Sedangkan di Yogyakarta pada tahun 1812 beberapa putra Sultan, selain ada yang menggantikan dirinya menjadi Sultan Hamengkoeboewono II (1792-1812), maka salah satu putranya di tahun 1812 yang barangkali untuk sepadan dengan Surakarta diangkat dan dibentuk pura sejenis Mangkunegaran dengan gelar Kanjeng Gusti Pangeran Adipati Aria (KGPAA) Paku Alam I (1812 -1828).

Karya Kesusasteraan mengenai riwayat pecahnya kerajaan Mataram dalam tahun 1755 dan 1757 yang berubah menjadi Kasultanan Yogyakarta serta Kasunanan Surakarta dan Mangkunegaran, ada pada riwayat /Babad Giyanti karangan Yasadipura, yang betul betul sebuah sejarah dan sangat menarik dan menceritakan tentang pecahnya Mataram.

Sejak tahun 1945, kerajaan di Surakarta dan di Yogyakarta, mengakui dan melebur menjadi satu dengan Republik Indonesia, sehingga Karaton-Karaton tersebut disepakati hanya sebagai semacam institusi kekerabatan keluarga besar Karaton masing-masing, disamping ditetapkan oleh pemerintah sebagai cagar budaya.

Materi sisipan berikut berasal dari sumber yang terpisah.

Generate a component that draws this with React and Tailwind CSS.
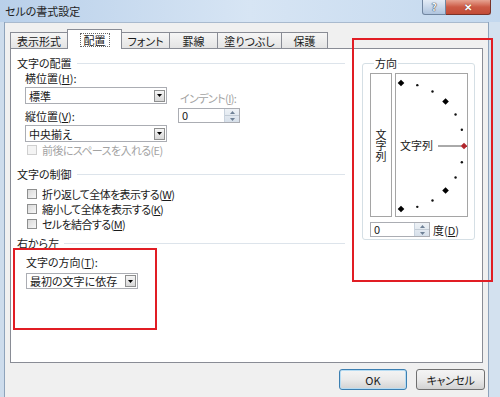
import React from "react";

const Caret = ({ color = "#000" }) => (
  <svg width="5" height="3" viewBox="0 0 5 3">
    <path d="M0 0h5L2.5 3z" fill={color} />
  </svg>
);

function Select({ w, h, text }) {
  return (
    <div className={`flex items-center border border-[#abadb3] bg-white pl-[3px] ${w} ${h}`}>
      <span className="text-[11px] leading-[14px]">{text}</span>
      <div className="ml-auto mr-px flex h-[12px] w-[11px] items-center justify-center border border-[#8e8f8f] bg-linear-to-b from-[#f6f6f6] to-[#d8d8d8]">
        <Caret />
      </div>
    </div>
  );
}

function Spinner() {
  return (
    <div className="ml-auto flex h-full w-[15px] flex-col border-l border-[#c9d3de] bg-linear-to-b from-[#eef2f6] to-[#d7e0ea]">
      <div className="flex flex-1 items-center justify-center border-b border-[#c3ccd6]">
        <svg width="5" height="3" viewBox="0 0 5 3">
          <path d="M0 3h5L2.5 0z" fill="#6f8196" />
        </svg>
      </div>
      <div className="flex flex-1 items-center justify-center">
        <Caret color="#6f8196" />
      </div>
    </div>
  );
}

function Header({ t }) {
  return (
    <div className="flex h-[14px] items-center">
      <span className="text-[11px] leading-[14px]">{t}</span>
      <div className="ml-[5px] h-px flex-1 bg-[#dde4eb]" />
    </div>
  );
}

function CheckRow({ children, disabled }) {
  return (
    <div className="flex h-[15px] items-center pl-[10px]">
      <div
        className={
          disabled
            ? "h-[10px] w-[10px] border border-[#cfcfcf] bg-[#f4f4f4]"
            : "h-[10px] w-[10px] border border-[#8e8f8f] bg-linear-to-br from-[#d9d9d9] to-[#f7f7f7]"
        }
      />
      <span
        className={
          disabled
            ? "ml-[5px] text-[11px] leading-[14px] tracking-[-0.6px] text-[#a3a3a3]"
            : "ml-[5px] text-[11px] leading-[14px] tracking-[-0.6px]"
        }
      >
        {children}
      </span>
    </div>
  );
}

function Tab({ children, selected, w, first }) {
  if (selected) {
    return (
      <div
        className={`-ml-px flex h-[20px] items-start justify-center border border-b-0 border-[#898c95] bg-white pt-[3px] ${w}`}
      >
        <span className="border border-dotted border-[#666] px-[3px] text-[11px] leading-[12px]">
          {children}
        </span>
      </div>
    );
  }
  return (
    <div
      className={`mb-px flex h-[16px] items-center justify-center border border-b-0 border-[#898c95] bg-linear-to-b from-[#f6f6f6] to-[#e4e4e4] text-[11px] leading-[14px] ${
        first ? "" : "-ml-px"
      } ${w}`}
    >
      {children}
    </div>
  );
}

function Arc() {
  const cx = 5;
  const cy = 72;
  const r = 63;
  const pts = [];
  for (let a = 90; a >= -90; a -= 15) {
    const rad = (a * Math.PI) / 180;
    pts.push({ a, x: cx + r * Math.cos(rad), y: cy - r * Math.sin(rad) });
  }
  return (
    <svg className="absolute inset-0" width="71" height="142" viewBox="0 0 71 142">
      <line x1="42" y1="72" x2="65" y2="72" stroke="#555" strokeWidth="1" />
      {pts.map((p) => {
        const big = p.a % 45 === 0;
        if (big) {
          const s = 3.3;
          return (
            <polygon
              key={p.a}
              points={`${p.x},${p.y - s} ${p.x + s},${p.y} ${p.x},${p.y + s} ${p.x - s},${p.y}`}
              fill={p.a === 0 ? "#b0262c" : "#000"}
            />
          );
        }
        return <circle key={p.a} cx={p.x} cy={p.y} r="1.2" fill="#111" />;
      })}
    </svg>
  );
}

export default function App() {
  return (
    <div className="relative h-[397px] w-[500px] overflow-hidden bg-[#c6d8ec] font-['Noto_Sans_CJK_JP',sans-serif] text-[#1a1a1a] [font-feature-settings:'palt']">
      {/* title bar */}
      <div className="flex h-[22px] bg-linear-to-r from-[#b9d0ea] via-[#d7e5f4] to-[#c3d8ee]">
        <div className="pl-[5px] pt-[4px] text-[11px] leading-[15px] text-[#1e1e1e]">セルの書式設定</div>
        <div className="ml-auto mr-[9px] flex h-[15px]">
          <div className="flex w-[24px] items-center justify-center rounded-bl-[3px] border border-t-0 border-[#7186a0] bg-linear-to-b from-[#e4ecf6] to-[#afc4de] text-[10px] font-bold leading-none text-[#f4f7fb] [text-shadow:0_0_1px_#223,0_0_1px_#223]">
            ?
          </div>
          <div className="flex w-[45px] items-center justify-center rounded-br-[3px] border border-l-0 border-t-0 border-[#7a3328] bg-linear-to-b from-[#e6a392] via-[#cc5a45] to-[#c24b36] text-[10px] font-bold leading-none text-white [text-shadow:0_0_1px_#5a1a10]">
            ✕
          </div>
        </div>
      </div>

      <div className="flex h-[375px]">
        <div className="w-[5px] border-r border-[#8ea3bb] bg-[#cddcec]" />
        <div className="flex w-[483px] flex-col border-t border-[#a9bace] bg-[#f0f0f0]">
          {/* tabs */}
          <div className="relative z-10 mt-[6px] flex h-[20px] items-end pl-[5px]">
            <Tab first w="w-[58px]">表示形式</Tab>
            <Tab selected w="w-[55px]">配置</Tab>
            <Tab w="w-[49px]">フォント</Tab>
            <Tab w="w-[49px]">罫線</Tab>
            <Tab w="w-[65px]">塗りつぶし</Tab>
            <Tab w="w-[47px]">保護</Tab>
          </div>

          {/* panel */}
          <div className="relative z-0 -mt-px ml-[5px] flex h-[315px] w-[473px] border border-[#898c95] bg-white">
            {/* left column */}
            <div className="ml-[6px] flex w-[328px] flex-col">
              <div className="mt-[7px]">
                <Header t="文字の配置" />
              </div>
              <div className="flex pl-[8px]">
                <div className="flex w-[142px] flex-col">
                  <div className="mt-px h-[14px] text-[11px] leading-[14px]">
                    横位置(<span className="underline">H</span>):
                  </div>
                  <div className="mt-[2px]">
                    <Select w="w-[142px]" h="h-[17px]" text="標準" />
                  </div>
                  <div className="mt-[5px] h-[14px] text-[11px] leading-[14px]">
                    縦位置(<span className="underline">V</span>):
                  </div>
                  <div className="mt-[2px]">
                    <Select w="w-[142px]" h="h-[17px]" text="中央揃え" />
                  </div>
                </div>
                <div className="ml-[11px] flex flex-col">
                  <div className="mt-[21px] h-[14px] pl-[2px] text-[11px] leading-[14px] tracking-[-0.6px] text-[#a3a3a3]">
                    インデント(<span className="underline">I</span>):
                  </div>
                  <div className="mt-[3px] flex h-[15px] w-[62px] items-center border border-[#abadb3] bg-white pl-[3px]">
                    <span className="text-[11px] leading-[13px]">0</span>
                    <Spinner />
                  </div>
                </div>
              </div>
              <CheckRow disabled>前後にスペースを入れる(E)</CheckRow>

              <div className="mt-[10px]">
                <Header t="文字の制御" />
              </div>
              <div className="mt-[5px]">
                <CheckRow>
                  折り返して全体を表示する(<span className="underline">W</span>)
                </CheckRow>
                <CheckRow>
                  縮小して全体を表示する(<span className="underline">K</span>)
                </CheckRow>
                <CheckRow>
                  セルを結合する(<span className="underline">M</span>)
                </CheckRow>
              </div>

              <div className="mt-[5px]">
                <Header t="右から左" />
              </div>
              <div className="mt-[5px] h-[14px] pl-[9px] text-[11px] leading-[14px]">
                文字の方向(<span className="underline">T</span>):
              </div>
              <div className="mt-[4px] pl-[9px]">
                <Select w="w-[112px]" h="h-[16px]" text="最初の文字に依存" />
              </div>
            </div>

            {/* orientation group */}
            <fieldset className="ml-[17px] mt-[7px] h-fit w-[113px] rounded-[3px] border border-[#d5dfe5] pb-[2px] pl-[7px] pr-[6px]">
              <legend className="ml-[4px] px-px text-[11px] leading-[14px]">方向</legend>
              <div className="mt-[3px] flex gap-[3px]">
                <div className="flex h-[144px] w-[22px] items-center justify-center border border-[#a5a5a5] bg-white">
                  <span className="text-[11px] leading-[14px] [writing-mode:vertical-rl]">文字列</span>
                </div>
                <div className="relative flex h-[144px] w-[73px] items-center border border-[#a5a5a5] bg-white pl-[4px]">
                  <Arc />
                  <span className="relative text-[11px] leading-[14px]">文字列</span>
                </div>
              </div>
              <div className="mt-[5px] flex h-[15px] items-center">
                <div className="flex h-[15px] w-[60px] items-center border border-[#abadb3] bg-white pl-[3px]">
                  <span className="text-[11px] leading-[13px]">0</span>
                  <Spinner />
                </div>
                <span className="ml-[3px] text-[11px] leading-[14px]">
                  度(<span className="underline">D</span>)
                </span>
              </div>
            </fieldset>
          </div>

          {/* buttons */}
          <div className="mt-[6px] flex justify-end gap-[9px] pr-[3px]">
            <div className="flex h-[21px] w-[68px] items-center justify-center rounded-[3px] border border-[#3c7fb1] bg-linear-to-b from-[#f4f4f4] via-[#eaeaea] to-[#d2d2d2] text-[11px] leading-[14px] shadow-[inset_0_0_0_1px_#b6dcf3]">
              OK
            </div>
            <div className="flex h-[21px] w-[69px] items-center justify-center rounded-[3px] border border-[#707070] bg-linear-to-b from-[#f4f4f4] via-[#eaeaea] to-[#d2d2d2] text-[11px] leading-[14px] tracking-[-0.4px]">
              キャンセル
            </div>
          </div>
        </div>
        <div className="w-[12px] border-l border-[#8ea3bb] bg-[#d3e1ef]" />
      </div>

      {/* annotation boxes */}
      <div className="absolute left-[13px] top-[248px] h-[82px] w-[144px] border-2 border-[#e11d24]" />
      <div className="absolute left-[352px] top-[38px] h-[244px] w-[141px] border-2 border-[#e11d24]" />
    </div>
  );
}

Kemudian di tahun 2000 ini
pimpinan dari Karaton Surakarta adalah Sunan Pakubuwono XII, pura Mangkunegaran adalah K.G.P.A.A. Mangkunagoro IX, Karaton Yogyakarta adalah Sultan Hamengkubuwono X dan pura Pakualaman adalah K.G.P.A.A. Paku Alam IX, dengan segala warisan budayanya yang sangat diharapkan tak akan pernah punah.